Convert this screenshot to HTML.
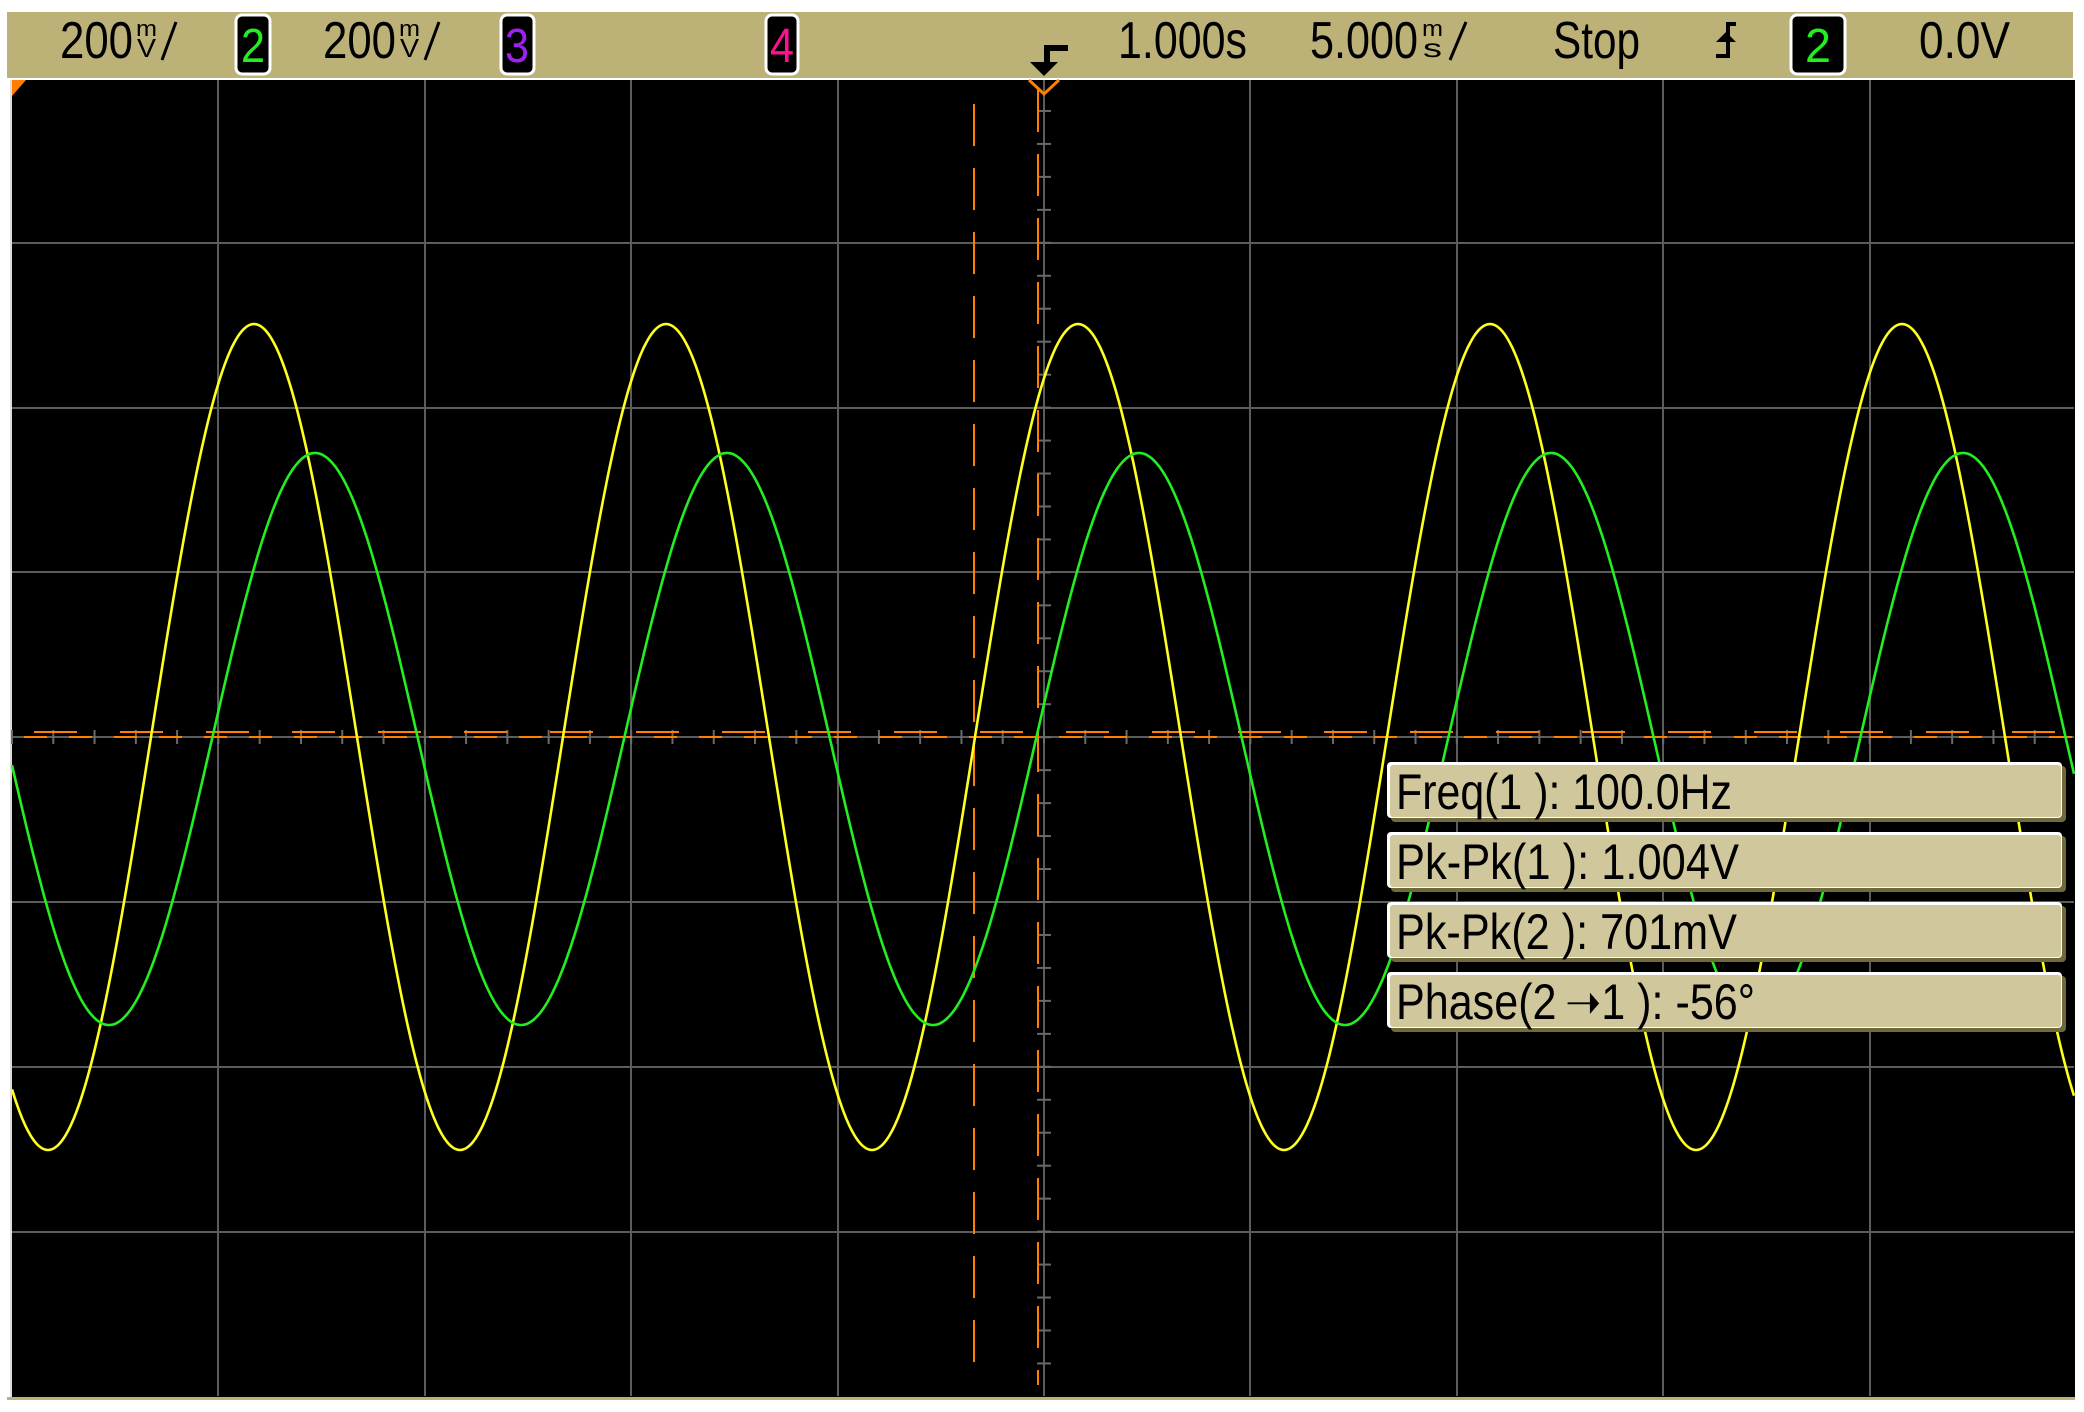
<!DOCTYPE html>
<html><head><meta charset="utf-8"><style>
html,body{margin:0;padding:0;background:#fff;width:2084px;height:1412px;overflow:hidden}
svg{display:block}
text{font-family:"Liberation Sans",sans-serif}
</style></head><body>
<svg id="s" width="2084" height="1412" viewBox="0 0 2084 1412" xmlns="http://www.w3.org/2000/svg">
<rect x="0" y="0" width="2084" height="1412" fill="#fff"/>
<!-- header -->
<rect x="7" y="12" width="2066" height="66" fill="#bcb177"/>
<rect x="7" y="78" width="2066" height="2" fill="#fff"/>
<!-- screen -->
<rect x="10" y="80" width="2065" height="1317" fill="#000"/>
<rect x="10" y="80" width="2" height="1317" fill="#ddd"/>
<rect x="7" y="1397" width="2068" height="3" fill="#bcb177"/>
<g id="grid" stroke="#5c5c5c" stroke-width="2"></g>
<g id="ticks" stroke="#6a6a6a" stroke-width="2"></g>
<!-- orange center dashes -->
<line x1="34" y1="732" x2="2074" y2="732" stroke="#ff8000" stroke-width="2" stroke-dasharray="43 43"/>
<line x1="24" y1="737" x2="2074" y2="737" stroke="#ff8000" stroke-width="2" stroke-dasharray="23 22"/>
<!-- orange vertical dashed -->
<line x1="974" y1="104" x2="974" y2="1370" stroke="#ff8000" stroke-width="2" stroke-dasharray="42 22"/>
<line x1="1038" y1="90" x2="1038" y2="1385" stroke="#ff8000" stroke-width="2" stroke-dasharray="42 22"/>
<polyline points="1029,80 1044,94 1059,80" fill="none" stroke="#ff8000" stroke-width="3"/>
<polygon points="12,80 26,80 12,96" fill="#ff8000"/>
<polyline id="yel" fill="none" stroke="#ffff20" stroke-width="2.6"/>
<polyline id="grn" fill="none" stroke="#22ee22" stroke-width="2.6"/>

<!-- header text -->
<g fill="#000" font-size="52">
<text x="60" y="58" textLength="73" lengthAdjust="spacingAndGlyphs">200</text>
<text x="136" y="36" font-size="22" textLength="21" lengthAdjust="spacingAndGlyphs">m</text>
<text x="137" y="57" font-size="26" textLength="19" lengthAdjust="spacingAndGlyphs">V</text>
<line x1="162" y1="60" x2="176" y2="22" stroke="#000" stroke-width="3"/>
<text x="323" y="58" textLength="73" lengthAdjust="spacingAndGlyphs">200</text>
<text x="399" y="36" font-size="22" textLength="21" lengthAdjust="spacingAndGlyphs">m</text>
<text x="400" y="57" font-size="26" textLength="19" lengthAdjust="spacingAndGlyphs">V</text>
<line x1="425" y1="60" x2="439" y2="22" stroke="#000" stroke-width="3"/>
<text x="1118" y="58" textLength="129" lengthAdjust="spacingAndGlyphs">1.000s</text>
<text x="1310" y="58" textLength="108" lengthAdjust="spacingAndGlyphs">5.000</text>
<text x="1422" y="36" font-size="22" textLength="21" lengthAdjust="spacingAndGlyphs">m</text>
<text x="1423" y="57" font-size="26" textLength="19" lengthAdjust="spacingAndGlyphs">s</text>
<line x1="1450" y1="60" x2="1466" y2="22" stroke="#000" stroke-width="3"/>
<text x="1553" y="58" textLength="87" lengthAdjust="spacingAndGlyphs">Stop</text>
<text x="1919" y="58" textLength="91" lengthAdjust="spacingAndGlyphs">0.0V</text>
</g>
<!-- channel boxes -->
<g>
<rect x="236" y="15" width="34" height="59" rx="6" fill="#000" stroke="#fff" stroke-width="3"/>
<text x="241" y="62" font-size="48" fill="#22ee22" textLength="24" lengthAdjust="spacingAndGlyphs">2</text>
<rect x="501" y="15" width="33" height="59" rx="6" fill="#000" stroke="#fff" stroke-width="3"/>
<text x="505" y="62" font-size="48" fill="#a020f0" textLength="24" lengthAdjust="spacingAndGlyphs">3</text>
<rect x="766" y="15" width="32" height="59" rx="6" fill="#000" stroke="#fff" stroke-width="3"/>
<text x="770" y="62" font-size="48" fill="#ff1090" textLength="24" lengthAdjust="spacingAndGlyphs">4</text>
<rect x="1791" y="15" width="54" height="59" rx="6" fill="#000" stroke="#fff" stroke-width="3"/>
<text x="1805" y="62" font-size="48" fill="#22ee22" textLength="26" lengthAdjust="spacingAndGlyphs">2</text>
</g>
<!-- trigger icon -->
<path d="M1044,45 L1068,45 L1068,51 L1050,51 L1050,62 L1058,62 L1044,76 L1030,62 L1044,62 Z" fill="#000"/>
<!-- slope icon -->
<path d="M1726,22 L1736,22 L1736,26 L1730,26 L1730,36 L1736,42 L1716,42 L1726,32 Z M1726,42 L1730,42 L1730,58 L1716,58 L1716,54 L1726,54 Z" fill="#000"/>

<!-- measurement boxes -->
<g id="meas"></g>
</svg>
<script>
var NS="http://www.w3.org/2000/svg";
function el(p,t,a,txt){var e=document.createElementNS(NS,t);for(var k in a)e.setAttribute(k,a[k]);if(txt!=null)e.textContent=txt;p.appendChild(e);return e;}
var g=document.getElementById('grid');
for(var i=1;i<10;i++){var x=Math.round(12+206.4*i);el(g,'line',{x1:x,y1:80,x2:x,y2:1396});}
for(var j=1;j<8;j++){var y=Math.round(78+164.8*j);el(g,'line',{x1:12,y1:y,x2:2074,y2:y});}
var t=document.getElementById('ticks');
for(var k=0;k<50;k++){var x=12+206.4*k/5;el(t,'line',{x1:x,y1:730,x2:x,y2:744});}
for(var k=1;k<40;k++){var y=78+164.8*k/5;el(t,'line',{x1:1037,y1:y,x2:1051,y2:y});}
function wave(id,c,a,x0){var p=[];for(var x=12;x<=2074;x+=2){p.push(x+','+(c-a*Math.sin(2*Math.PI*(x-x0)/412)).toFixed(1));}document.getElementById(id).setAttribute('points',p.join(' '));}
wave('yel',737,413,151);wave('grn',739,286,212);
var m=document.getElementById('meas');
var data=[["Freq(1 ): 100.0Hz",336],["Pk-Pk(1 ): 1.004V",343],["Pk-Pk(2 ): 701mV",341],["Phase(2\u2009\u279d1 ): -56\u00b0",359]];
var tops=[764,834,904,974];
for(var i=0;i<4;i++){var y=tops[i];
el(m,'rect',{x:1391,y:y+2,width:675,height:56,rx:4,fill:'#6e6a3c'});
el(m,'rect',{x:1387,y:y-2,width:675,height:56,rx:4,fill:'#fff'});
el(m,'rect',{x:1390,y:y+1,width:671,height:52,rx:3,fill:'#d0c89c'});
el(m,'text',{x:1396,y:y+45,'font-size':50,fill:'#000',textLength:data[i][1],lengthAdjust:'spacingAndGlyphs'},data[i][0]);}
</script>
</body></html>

##############################

What is asked
Give an exact copy of the material, leaving out every picture.

Full answer
Convert this screenshot to HTML.
<!DOCTYPE html>
<html><head><meta charset="utf-8"><style>
html,body{margin:0;padding:0;background:#fff;width:2084px;height:1412px;overflow:hidden}
svg{display:block}
text{font-family:"Liberation Sans",sans-serif}
</style></head><body>
<svg id="s" width="2084" height="1412" viewBox="0 0 2084 1412" xmlns="http://www.w3.org/2000/svg">
<rect x="0" y="0" width="2084" height="1412" fill="#fff"/>
<!-- header -->
<rect x="7" y="12" width="2066" height="66" fill="#bcb177"/>
<rect x="7" y="78" width="2066" height="2" fill="#fff"/>
<!-- screen -->
<rect x="10" y="80" width="2065" height="1317" fill="#000"/>
<rect x="10" y="80" width="2" height="1317" fill="#ddd"/>
<rect x="7" y="1397" width="2068" height="3" fill="#bcb177"/>
<g id="grid" stroke="#5c5c5c" stroke-width="2"></g>
<g id="ticks" stroke="#6a6a6a" stroke-width="2"></g>
<!-- orange center dashes -->
<line x1="34" y1="732" x2="2074" y2="732" stroke="#ff8000" stroke-width="2" stroke-dasharray="43 43"/>
<line x1="24" y1="737" x2="2074" y2="737" stroke="#ff8000" stroke-width="2" stroke-dasharray="23 22"/>
<!-- orange vertical dashed -->
<line x1="974" y1="104" x2="974" y2="1370" stroke="#ff8000" stroke-width="2" stroke-dasharray="42 22"/>
<line x1="1038" y1="90" x2="1038" y2="1385" stroke="#ff8000" stroke-width="2" stroke-dasharray="42 22"/>
<polyline points="1029,80 1044,94 1059,80" fill="none" stroke="#ff8000" stroke-width="3"/>
<polygon points="12,80 26,80 12,96" fill="#ff8000"/>
<polyline id="yel" fill="none" stroke="#ffff20" stroke-width="2.6"/>
<polyline id="grn" fill="none" stroke="#22ee22" stroke-width="2.6"/>

<!-- header text -->
<g fill="#000" font-size="52">
<text x="60" y="58" textLength="73" lengthAdjust="spacingAndGlyphs">200</text>
<text x="136" y="36" font-size="22" textLength="21" lengthAdjust="spacingAndGlyphs">m</text>
<text x="137" y="57" font-size="26" textLength="19" lengthAdjust="spacingAndGlyphs">V</text>
<line x1="162" y1="60" x2="176" y2="22" stroke="#000" stroke-width="3"/>
<text x="323" y="58" textLength="73" lengthAdjust="spacingAndGlyphs">200</text>
<text x="399" y="36" font-size="22" textLength="21" lengthAdjust="spacingAndGlyphs">m</text>
<text x="400" y="57" font-size="26" textLength="19" lengthAdjust="spacingAndGlyphs">V</text>
<line x1="425" y1="60" x2="439" y2="22" stroke="#000" stroke-width="3"/>
<text x="1118" y="58" textLength="129" lengthAdjust="spacingAndGlyphs">1.000s</text>
<text x="1310" y="58" textLength="108" lengthAdjust="spacingAndGlyphs">5.000</text>
<text x="1422" y="36" font-size="22" textLength="21" lengthAdjust="spacingAndGlyphs">m</text>
<text x="1423" y="57" font-size="26" textLength="19" lengthAdjust="spacingAndGlyphs">s</text>
<line x1="1450" y1="60" x2="1466" y2="22" stroke="#000" stroke-width="3"/>
<text x="1553" y="58" textLength="87" lengthAdjust="spacingAndGlyphs">Stop</text>
<text x="1919" y="58" textLength="91" lengthAdjust="spacingAndGlyphs">0.0V</text>
</g>
<!-- channel boxes -->
<g>
<rect x="236" y="15" width="34" height="59" rx="6" fill="#000" stroke="#fff" stroke-width="3"/>
<text x="241" y="62" font-size="48" fill="#22ee22" textLength="24" lengthAdjust="spacingAndGlyphs">2</text>
<rect x="501" y="15" width="33" height="59" rx="6" fill="#000" stroke="#fff" stroke-width="3"/>
<text x="505" y="62" font-size="48" fill="#a020f0" textLength="24" lengthAdjust="spacingAndGlyphs">3</text>
<rect x="766" y="15" width="32" height="59" rx="6" fill="#000" stroke="#fff" stroke-width="3"/>
<text x="770" y="62" font-size="48" fill="#ff1090" textLength="24" lengthAdjust="spacingAndGlyphs">4</text>
<rect x="1791" y="15" width="54" height="59" rx="6" fill="#000" stroke="#fff" stroke-width="3"/>
<text x="1805" y="62" font-size="48" fill="#22ee22" textLength="26" lengthAdjust="spacingAndGlyphs">2</text>
</g>
<!-- trigger icon -->
<path d="M1044,45 L1068,45 L1068,51 L1050,51 L1050,62 L1058,62 L1044,76 L1030,62 L1044,62 Z" fill="#000"/>
<!-- slope icon -->
<path d="M1726,22 L1736,22 L1736,26 L1730,26 L1730,36 L1736,42 L1716,42 L1726,32 Z M1726,42 L1730,42 L1730,58 L1716,58 L1716,54 L1726,54 Z" fill="#000"/>

<!-- measurement boxes -->
<g id="meas"></g>
</svg>
<script>
var NS="http://www.w3.org/2000/svg";
function el(p,t,a,txt){var e=document.createElementNS(NS,t);for(var k in a)e.setAttribute(k,a[k]);if(txt!=null)e.textContent=txt;p.appendChild(e);return e;}
var g=document.getElementById('grid');
for(var i=1;i<10;i++){var x=Math.round(12+206.4*i);el(g,'line',{x1:x,y1:80,x2:x,y2:1396});}
for(var j=1;j<8;j++){var y=Math.round(78+164.8*j);el(g,'line',{x1:12,y1:y,x2:2074,y2:y});}
var t=document.getElementById('ticks');
for(var k=0;k<50;k++){var x=12+206.4*k/5;el(t,'line',{x1:x,y1:730,x2:x,y2:744});}
for(var k=1;k<40;k++){var y=78+164.8*k/5;el(t,'line',{x1:1037,y1:y,x2:1051,y2:y});}
function wave(id,c,a,x0){var p=[];for(var x=12;x<=2074;x+=2){p.push(x+','+(c-a*Math.sin(2*Math.PI*(x-x0)/412)).toFixed(1));}document.getElementById(id).setAttribute('points',p.join(' '));}
wave('yel',737,413,151);wave('grn',739,286,212);
var m=document.getElementById('meas');
var data=[["Freq(1 ): 100.0Hz",336],["Pk-Pk(1 ): 1.004V",343],["Pk-Pk(2 ): 701mV",341],["Phase(2\u2009\u279d1 ): -56\u00b0",359]];
var tops=[764,834,904,974];
for(var i=0;i<4;i++){var y=tops[i];
el(m,'rect',{x:1391,y:y+2,width:675,height:56,rx:4,fill:'#6e6a3c'});
el(m,'rect',{x:1387,y:y-2,width:675,height:56,rx:4,fill:'#fff'});
el(m,'rect',{x:1390,y:y+1,width:671,height:52,rx:3,fill:'#d0c89c'});
el(m,'text',{x:1396,y:y+45,'font-size':50,fill:'#000',textLength:data[i][1],lengthAdjust:'spacingAndGlyphs'},data[i][0]);}
</script>
</body></html>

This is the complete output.